Every timeout policy buys a trade-off. Shorter waiting protects caller resources and responsiveness, but creates more unknown outcomes. Longer waiting can reduce ambiguity, but increases resource consumption and tail latency. A good design makes that trade-off explicit and gives the unknown state a repair path.
Practice Prompt
Pick one user action that crosses a network boundary: saving a profile, uploading a photo, joining a call, posting a comment, or reserving a seat. Close the lesson and write:
caller:
receiver:
owner of the official state:
user-facing latency budget:
caller timeout:
what the timeout proves:
what the timeout does not prove:
state shown while outcome is unknown:
signal that would reveal partial failure:
If "what the timeout proves" says anything stronger than "the caller stopped waiting," revise it. If the only signal is "service is up," add a latency or saturation signal for the real boundary.
Resources
- [ARTICLE] Timeouts, Retries, and Backoff with Jitter
- Focus: How timeout choices interact with overload, tail latency, retries, and caller resource exhaustion.
- [ARTICLE] Notes on Distributed Systems for Young Bloods
- Focus: Practical framing for slow networks, failure ambiguity, and defensive boundaries.

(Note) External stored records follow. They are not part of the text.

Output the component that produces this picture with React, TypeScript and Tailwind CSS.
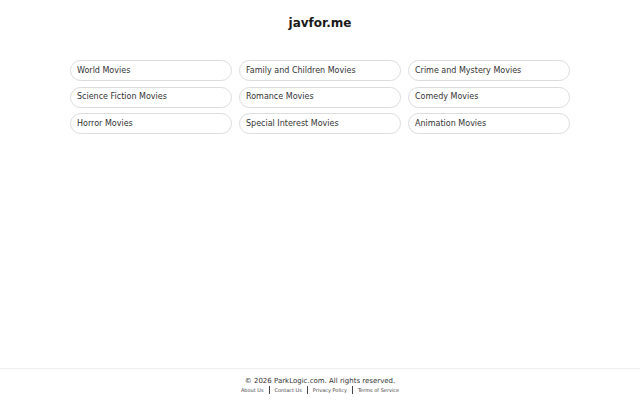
import React from 'react';

const categories = [
  'World Movies',
  'Family and Children Movies',
  'Crime and Mystery Movies',
  'Science Fiction Movies',
  'Romance Movies',
  'Comedy Movies',
  'Horror Movies',
  'Special Interest Movies',
  'Animation Movies',
];

const links = ['About Us', 'Contact Us', 'Privacy Policy', 'Terms of Service'];

export default function App() {
  return (
    <div className="min-h-screen flex flex-col bg-white font-['DejaVu_Sans',sans-serif] text-[#222]">
      {/* Header */}
      <div className="pt-[15px] text-center">
        <h1 className="text-[12px] leading-[17px] font-bold text-[#1a1a1a]">javfor.me</h1>
      </div>

      {/* Categories */}
      <div className="mt-[28px] w-[500px] mx-auto grid grid-cols-3 gap-x-[7px] gap-y-[5.5px]">
        {categories.map((c) => (
          <a
            key={c}
            href="#"
            className="h-[21px] flex items-center px-[6px] rounded-full border border-[#dcdcdc] text-[8px] text-[#333]"
          >
            {c}
          </a>
        ))}
      </div>

      {/* Footer */}
      <footer className="mt-auto h-[32px] border-t border-[#eeeeee] flex flex-col items-center pt-[7px]">
        <p className="text-[7px] leading-[10px] text-[#333]">© 2026 ParkLogic.com. All rights reserved.</p>
        <div className="flex items-center text-[5px] leading-[8px] text-[#444]">
          {links.map((l, i) => (
            <React.Fragment key={l}>
              {i > 0 && <span className="mx-[5px] w-px h-[8px] bg-[#444]"></span>}
              <a href="#">{l}</a>
            </React.Fragment>
          ))}
        </div>
      </footer>
    </div>
  );
}
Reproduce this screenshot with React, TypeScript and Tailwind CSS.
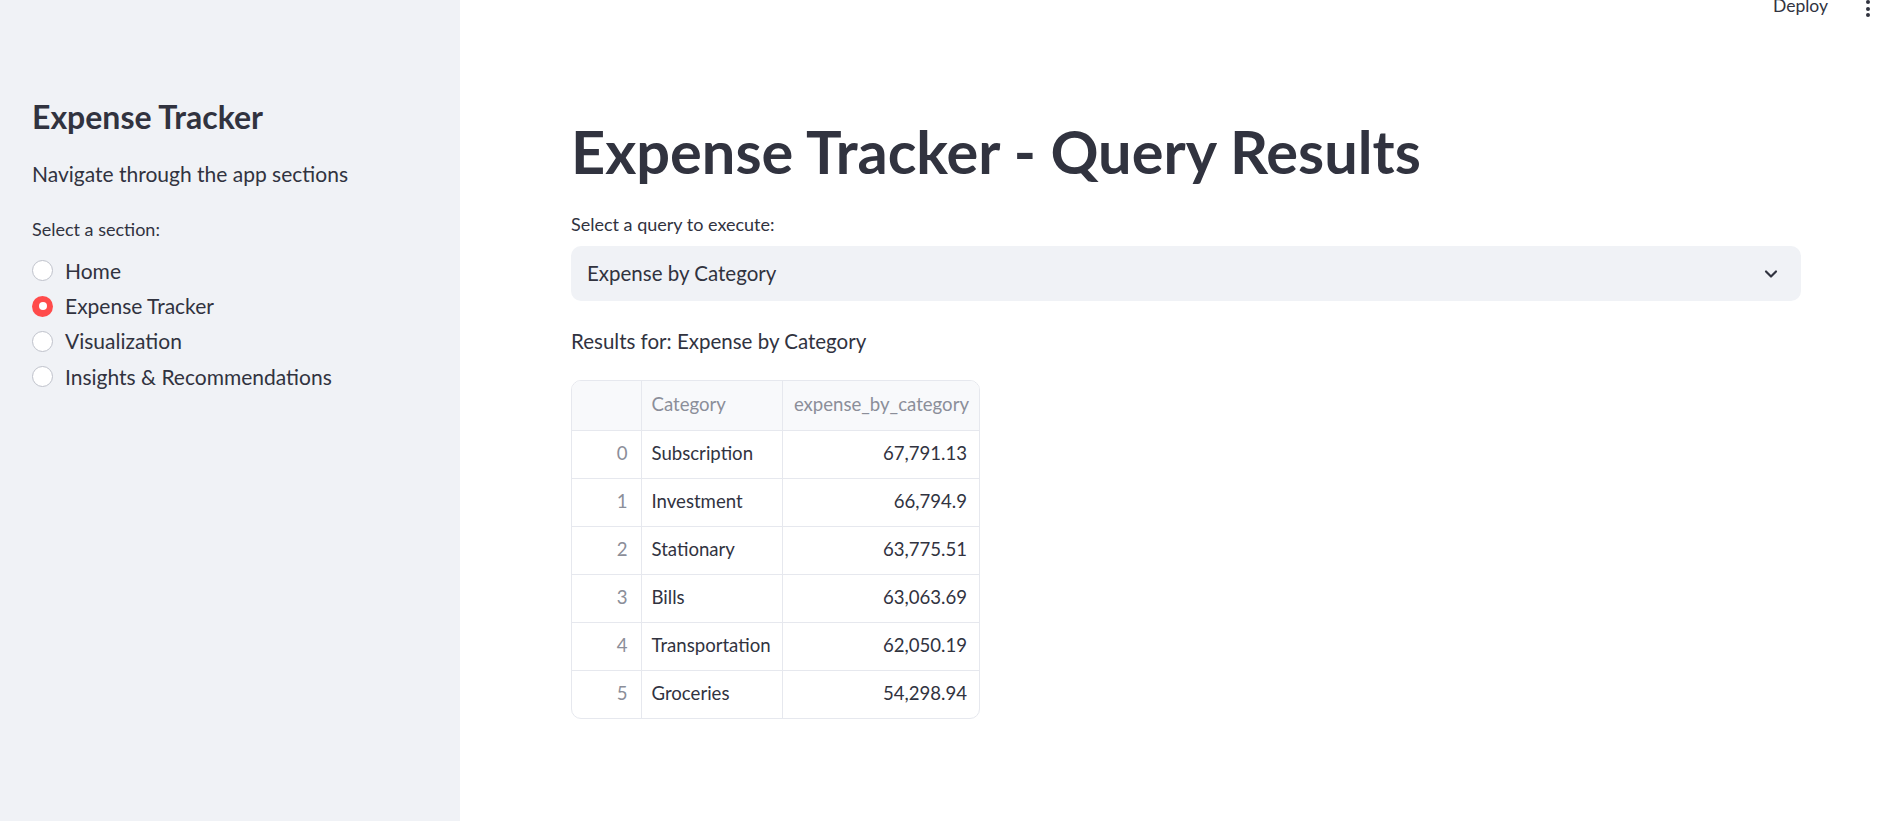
import { ChevronDown } from 'lucide-react'

const sections = ['Home', 'Expense Tracker', 'Visualization', 'Insights & Recommendations']

const rows = [
  { category: 'Subscription', value: '67,791.13' },
  { category: 'Investment', value: '66,794.9' },
  { category: 'Stationary', value: '63,775.51' },
  { category: 'Bills', value: '63,063.69' },
  { category: 'Transportation', value: '62,050.19' },
  { category: 'Groceries', value: '54,298.94' },
]

export default function App() {
  return (
    <div className="flex h-screen w-full overflow-hidden bg-white text-[#31333f] font-['Lato','Noto_Sans',sans-serif]">
      {/* Sidebar */}
      <aside className="w-[460px] shrink-0 bg-[#f0f2f6] pl-[32px] pt-[98px]">
        <h2 className="text-[32px] leading-[38px] font-bold">Expense Tracker</h2>
        <p className="mt-[24px] text-[21px] leading-[28px]">Navigate through the app sections</p>
        <div className="mt-[29px] text-[18px] leading-[24px]">Select a section:</div>
        <div className="mt-[12px] flex flex-col">
          {sections.map((s) => {
            const active = s === 'Expense Tracker'
            return (
              <div key={s} className="flex h-[35.4px] items-center gap-[12px]">
                {active ? (
                  <span className="flex h-[21px] w-[21px] items-center justify-center rounded-full bg-[#ff4b4b]">
                    <span className="h-[8px] w-[8px] rounded-full bg-white" />
                  </span>
                ) : (
                  <span className="h-[21px] w-[21px] rounded-full border border-[#bfc2cb] bg-white" />
                )}
                <span className="text-[21px] leading-[28px]">{s}</span>
              </div>
            )
          })}
        </div>
      </aside>

      {/* Main */}
      <main className="relative flex-1">
        <div className="absolute right-[20px] top-0 flex items-start gap-[38px]">
          <span className="text-[17.5px] leading-[12px]">Deploy</span>
          <span className="flex flex-col gap-[2.5px]">
            <span className="h-[4px] w-[4px] rounded-full bg-[#31333f]" />
            <span className="h-[4px] w-[4px] rounded-full bg-[#31333f]" />
            <span className="h-[4px] w-[4px] rounded-full bg-[#31333f]" />
          </span>
        </div>

        <div className="ml-[111px] w-[1230px] pt-[117px]">
          <h1 className="text-[59.5px] leading-[68px] font-bold">Expense Tracker - Query Results</h1>

          <div className="mt-[27px] text-[18px] leading-[24px]">Select a query to execute:</div>
          <div className="mt-[10px] flex h-[55px] items-center justify-between rounded-[10px] bg-[#f0f2f6] pl-[16px] pr-[20px]">
            <span className="text-[20.5px]">Expense by Category</span>
            <ChevronDown className="h-[20px] w-[20px]" strokeWidth={2.6} />
          </div>

          <div className="mt-[26px] text-[20.5px] leading-[28px]">Results for: Expense by Category</div>

          <div className="mt-[25px] w-[409px] overflow-hidden rounded-[10px] border border-[#e6e8ee]">
            <table className="w-full border-collapse text-[18.6px]">
              <thead>
                <tr className="h-[49px] bg-[#f8f9fb] text-[#8b8e99]">
                  <th className="w-[69px] border-b border-r border-[#e6e8ee] font-normal" />
                  <th className="w-[141px] border-b border-r border-[#e6e8ee] pl-[10px] text-left font-normal">Category</th>
                  <th className="border-b border-[#e6e8ee] pr-[10px] text-right font-normal">expense_by_category</th>
                </tr>
              </thead>
              <tbody>
                {rows.map((r, i) => (
                  <tr key={r.category} className="h-[48px]">
                    <td className={`border-r border-[#e6e8ee] pr-[13px] text-right text-[#8b8e99] ${i < rows.length - 1 ? 'border-b' : ''}`}>{i}</td>
                    <td className={`border-r border-[#e6e8ee] pl-[10px] ${i < rows.length - 1 ? 'border-b' : ''}`}>{r.category}</td>
                    <td className={`border-[#e6e8ee] pr-[12px] text-right ${i < rows.length - 1 ? 'border-b' : ''}`}>{r.value}</td>
                  </tr>
                ))}
              </tbody>
            </table>
          </div>
        </div>
      </main>
    </div>
  )
}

- [BOOK] Designing Data-Intensive Applications
- Focus: Reliability, partial failure, and the limits of pretending remote calls behave like local calls.
Key Takeaways
- A network boundary turns a local-looking action into message exchange with incomplete evidence.
- Latency is a distribution; tail requests can cross caller timeouts even when averages look fine.
- A timeout proves the caller stopped waiting, not what the receiver did.
- Partial failure is hard because the system is alive enough for different observers to hold different true facts.
- Good boundary design uses latency budgets, deadlines, owner checks, unknown states, and operational signals.